Im September 2019 – also vor der Pandemie – gaben 46 Prozent der Befragten an, der Wissenschaft zu vertrauen. Kurz nach Ausbruch der Pandemie, im April 2020, stieg dieser Wert auf 73 Prozent, im November 2020 lag er bei 61 Prozent – immer noch deutlich über dem Wert vor der Krise. "Die Gruppe, die der Wissenschaft misstraut, ist mit sieben bis acht Prozent der Befragten sehr klein und hat im bisherigen Verlauf der Pandemie nicht zugenommen", sagt Rainer Bromme. "Der große Block der Unentschlossenen schmilzt dahin, wodurch die Gruppe derer, die der Wissenschaft vertrauen, größer wird." Im Gegensatz zu dem Eindruck, den manche Medienberichte erwecken, sei die Zustimmung zu Verschwörungstheorien und populistischen Annahmen über die Wissenschaft während der Pandemie zurückgegangen.
Die Autoren beschreiben einen deutlichen Anstieg und eine Stabilisierung des Vertrauens auf erhöhtem Niveau seit Beginn der Pandemie. Die Ergebnisse seien ermutigend für Wissenschaftler, da diese ein hohes Maß an Vertrauen genössen. Darüber hinaus betonen die Autoren, dass ein großer Teil der Befragten von der Politik erwartet, dass sie sich an wissenschaftlichen Erkenntnissen orientiert. Auch diese Erwartung hat seit Beginn der Pandemie deutlich zugenommen und ist seither konstant hoch geblieben. Die Studie offenbart das Bildungsniveau als einen der Faktoren, die das Vertrauensurteil beeinflussen: Menschen mit einem höheren Bildungshintergrund haben im Durchschnitt ein größeres Vertrauen in die Wissenschaft.
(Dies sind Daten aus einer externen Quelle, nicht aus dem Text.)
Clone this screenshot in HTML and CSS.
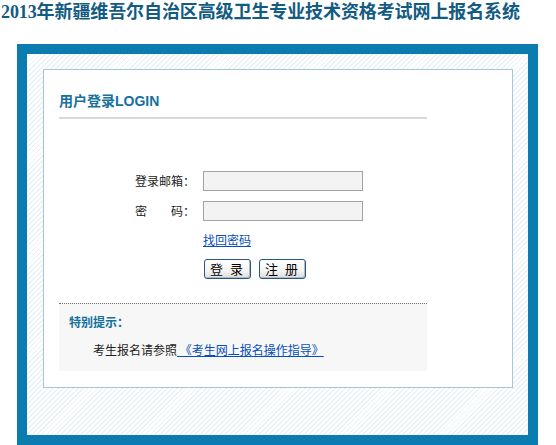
FILE: index.html
```html
<!DOCTYPE html>
<html lang="zh-CN">
<head>
    <meta charset="UTF-8">
    <title>2013年新疆维吾尔自治区高级卫生专业技术资格考试网上报名系统</title>
    <link rel="stylesheet" href="styles.css">
</head>
<body>
    <h1 class="site-title">2013年新疆维吾尔自治区高级卫生专业技术资格考试网上报名系统</h1>

    <div class="frame">
        <div class="panel">
            <div class="column">
                <h2 class="panel-title">用户登录LOGIN</h2>

                <div class="login-form">
                    <div class="form-row">
                        <label for="email">登录邮箱：</label>
                        <input type="text" id="email">
                    </div>
                    <div class="form-row">
                        <label for="pwd">密　　码：</label>
                        <input type="password" id="pwd">
                    </div>
                    <div class="form-row">
                        <span></span>
                        <a href="#" class="forgot">找回密码</a>
                    </div>
                    <div class="form-row buttons">
                        <span></span>
                        <div class="btn-group">
                            <button class="btn">登 录</button>
                            <button class="btn">注 册</button>
                        </div>
                    </div>
                </div>

                <!-- 提示 -->
                <div class="notice">
                    <p class="notice-title">特别提示：</p>
                    <p class="notice-text">考生报名请参照<a href="#"> 《考生网上报名操作指导》 </a></p>
                </div>
            </div>
        </div>
    </div>
</body>
</html>
```

FILE: styles.css
```css
body {
    margin: 0;
    font-family: "Noto Sans CJK SC", "Liberation Sans", sans-serif;
    font-size: 12px;
    color: #222;
    background-color: #fff;
}
.site-title {
    margin: 0;
    padding: 1px 0 0 1px;
    height: 43px;
    font-family: "Liberation Serif", "Noto Sans CJK SC", serif;
    font-size: 18px;
    line-height: 22px;
    font-weight: bold;
    letter-spacing: -0.1px;
    color: #125b82;
}
.frame {
    margin-left: 17px;
    border: 10px solid #0a7caf;
    padding: 15px 15px 47px 16px;
    width: 470px;
    background-color: #fff;
    background-image: repeating-linear-gradient(135deg, #fff 0, #fff 2.2px, #e9f1f9 2.2px, #e9f1f9 3.5px);
}
.panel {
    border: 1px solid #a7c7d7;
    background-color: #fff;
    padding: 0 85px 16px 15px;
}
.column {
    width: 368px;
}
.panel-title {
    margin: 0;
    padding: 21px 0 6px 0;
    font-family: "Liberation Sans", "Noto Sans CJK SC", sans-serif;
    font-size: 14px;
    line-height: 20px;
    color: #14709c;
    border-bottom: 2px solid #d9d9d9;
}
.login-form {
    margin: 52px 0 0 76px;
}
.form-row {
    display: flex;
    align-items: center;
    gap: 8px;
    margin-bottom: 10px;
}
.form-row label,
.form-row > span {
    width: 60px;
    line-height: 16px;
}
.form-row input {
    width: 160px;
    height: 20px;
    box-sizing: border-box;
    border: 1px solid #a2a2a2;
    background-color: #f3f3f3;
    padding: 0 3px;
    margin: 0;
}
.forgot {
    color: #0650b8;
    line-height: 16px;
    margin-top: 1px;
}
.buttons {
    margin-top: 11px;
    margin-bottom: 0;
}
.btn-group {
    display: flex;
    gap: 8px;
    margin-left: 1px;
}
.btn {
    width: 47px;
    height: 20px;
    padding: 0;
    border: 1px solid #24578a;
    border-radius: 3px;
    background: linear-gradient(#ffffff, #f4f4f4 60%, #dcdcdc);
    box-shadow: inset -1px -1px 0 #b8b8b8;
    font-family: "Noto Sans CJK SC", sans-serif;
    font-size: 13px;
    line-height: 18px;
    letter-spacing: 2px;
    color: #000;
    cursor: pointer;
}
.notice {
    margin-top: 24px;
    border-top: 1px dotted #707070;
    background-color: #f7f7f7;
    padding: 10px 10px 13px 10px;
}
.notice p {
    margin: 0;
    line-height: 16px;
}
.notice-title {
    font-weight: bold;
    color: #14709c;
}
.notice-text {
    margin-top: 12px !important;
    text-indent: 24px;
}
.notice-text a {
    color: #0650b8;
}
```
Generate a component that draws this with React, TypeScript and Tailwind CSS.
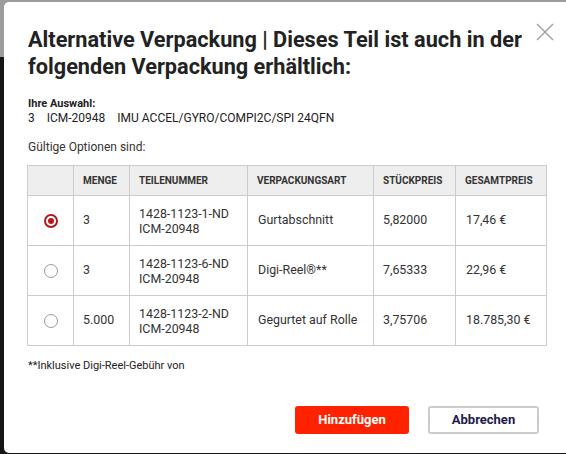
import React from "react";

const rows = [
  { sel: true, qty: "3", pn: ["1428-1123-1-ND", "ICM-20948"], pack: "Gurtabschnitt", unit: "5,82000", total: "17,46 €" },
  { sel: false, qty: "3", pn: ["1428-1123-6-ND", "ICM-20948"], pack: "Digi-Reel®**", unit: "7,65333", total: "22,96 €" },
  { sel: false, qty: "5.000", pn: ["1428-1123-2-ND", "ICM-20948"], pack: "Gegurtet auf Rolle", unit: "3,75706", total: "18.785,30 €" },
];

function Radio({ checked }: { checked: boolean }) {
  return checked ? (
    <span className="flex h-[14px] w-[14px] items-center justify-center rounded-full border-2 border-[#b21a1a]">
      <span className="h-[6px] w-[6px] rounded-full bg-[#b21a1a]" />
    </span>
  ) : (
    <span className="block h-[14px] w-[14px] rounded-full border border-[#9a9a9a] bg-white" />
  );
}

export default function App() {
  return (
    <div
      className="relative h-[454px] w-[566px] overflow-hidden bg-[#161616] pl-[4px] pt-[2px]"
      style={{ fontFamily: "Roboto, 'Noto Sans', sans-serif" }}
    >
      <div className="absolute left-0 top-0 h-[57px] w-full bg-[#9c9c9c]" />
      <div className="relative h-[451px] w-[600px] rounded-[5px] bg-white pl-[24px] pt-[24px] text-[#333]">
        <button className="absolute left-[531px] top-[20px] flex h-[20px] w-[20px] items-center justify-center">
          <svg width="18" height="18" viewBox="0 0 18 18">
            <path d="M1 1 L17 17 M17 1 L1 17" stroke="#9a9a9a" strokeWidth="1.3" fill="none" />
          </svg>
        </button>
        <h1 className="w-[520px] text-[21.7px] font-bold leading-[27px] text-[#222]">
          Alternative Verpackung | Dieses Teil ist auch in der folgenden Verpackung erhältlich:
        </h1>
        <div className="mt-[17px] text-[11px] leading-[14px] text-[#222]">
          <div className="font-bold">Ihre Auswahl:</div>
          <div className="flex gap-[12px] text-[12px]">
            <span>3</span>
            <span>ICM-20948</span>
            <span>IMU ACCEL/GYRO/COMPI2C/SPI 24QFN</span>
          </div>
        </div>
        <div className="mt-[15px] text-[12px] leading-[14px] text-[#333]">Gültige Optionen sind:</div>
        <table className="mt-[11px] w-[520px] -ml-[1px] border-collapse text-[12.4px] text-[#333]">
          <thead>
            <tr className="h-[30px] bg-[#eeeeee] text-left text-[10px] font-bold uppercase">
              <th className="w-[46px] border border-[#cccccc]"></th>
              <th className="w-[56px] border border-[#cccccc] pl-[9px]">Menge</th>
              <th className="w-[118px] border border-[#cccccc] pl-[9px]">Teilenummer</th>
              <th className="w-[126px] border border-[#cccccc] pl-[9px]">Verpackungsart</th>
              <th className="w-[82px] border border-[#cccccc] pl-[9px]">Stückpreis</th>
              <th className="border border-[#cccccc] pl-[9px]">Gesamtpreis</th>
            </tr>
          </thead>
          <tbody>
            {rows.map((r, i) => (
              <tr key={i} className="h-[50px]">
                <td className="border border-[#cccccc]">
                  <div className="flex justify-center">
                    <Radio checked={r.sel} />
                  </div>
                </td>
                <td className="border border-[#cccccc] pl-[9px]">{r.qty}</td>
                <td className="border border-[#cccccc] pl-[9px] leading-[15px]">
                  <div>{r.pn[0]}</div>
                  <div>{r.pn[1]}</div>
                </td>
                <td className="border border-[#cccccc] pl-[10px]">{r.pack}</td>
                <td className="border border-[#cccccc] pl-[9px]">{r.unit}</td>
                <td className="border border-[#cccccc] pl-[10px]">{r.total}</td>
              </tr>
            ))}
          </tbody>
        </table>
        <div className="mt-[13px] text-[11px] leading-[14px] text-[#222]">**Inklusive Digi-Reel-Gebühr von</div>
        <div className="mt-[33px] flex w-[511px] justify-end gap-[19px]">
          <button className="h-[28px] w-[114px] rounded-[3px] bg-[#ff2200] text-[13px] font-bold text-white">
            Hinzufügen
          </button>
          <button className="h-[28px] w-[111px] rounded-[3px] border-2 border-[#cccccc] bg-white text-[13px] font-bold text-[#1e1b4b]">
            Abbrechen
          </button>
        </div>
      </div>
    </div>
  );
}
Im "Wissenschaftsbarometer" werden die Menschen gefragt, welche Annahmen über die Wissenschaft bei ihnen zum Vertrauen beitragen und welche zu Misstrauen führen. In ihrer Analyse kommen die Forscher*innen nun zu dem Schluss, dass es ein asymmetrisches Verhältnis gibt: Während Vertrauen vor allem aufgrund von Annahmen über die Expertise, also das Fachwissen und die Fähigkeiten von Wissenschaftler*innen, entsteht, speist sich Misstrauen dagegen aus Annahmen über die Absichten von Wissenschaftler*innen. Werden unehrliche, schlechte oder egoistische Absichten unterstellt, verstärkt dies das Misstrauen. Die Schlussfolgerung daraus ist, sagt Rainer Bromme, dass einer grundsätzlichen populistischen Ablehnung der etablierten Wissenschaft am besten mit Argumenten begegnet werden sollte, "die die Absichten, Interessen und Werte der Wissenschaftler unterstreichen" und gleichzeitig die tatsächlichen Absichten der Populisten offenlegen. Außerdem sei es immer hilfreich, möglichst viel Wissen über die Pandemie verständlich zu erklären. Gleichzeitig müsse darauf hingewiesen werden, wie komplex die Forschungsarbeit ist. Die Ergebnisse der Studie zeigen auch, dass der Eindruck, die wissenschaftliche Komplexität sei nicht nachvollziehbar, mit einem geringen Vertrauen in die Wissenschaft einhergeht. Hier sei es wichtig, zu erklären, dass die vorhandenen wissenschaftlichen Erkenntnisse in der Tat oft eine schwierige Materie seien. Als weiteres Mittel zur Aufrechterhaltung des Vertrauens empfehlen die Autor*innen, dass Wissenschaftler*innen auf wissenschaftliche Kontroversen hinweisen und auch die Grenzen der jeweiligen Disziplin aufzeigen. Dies sei auch ein Mittel, um populistischen Angriffen entgegenzutreten.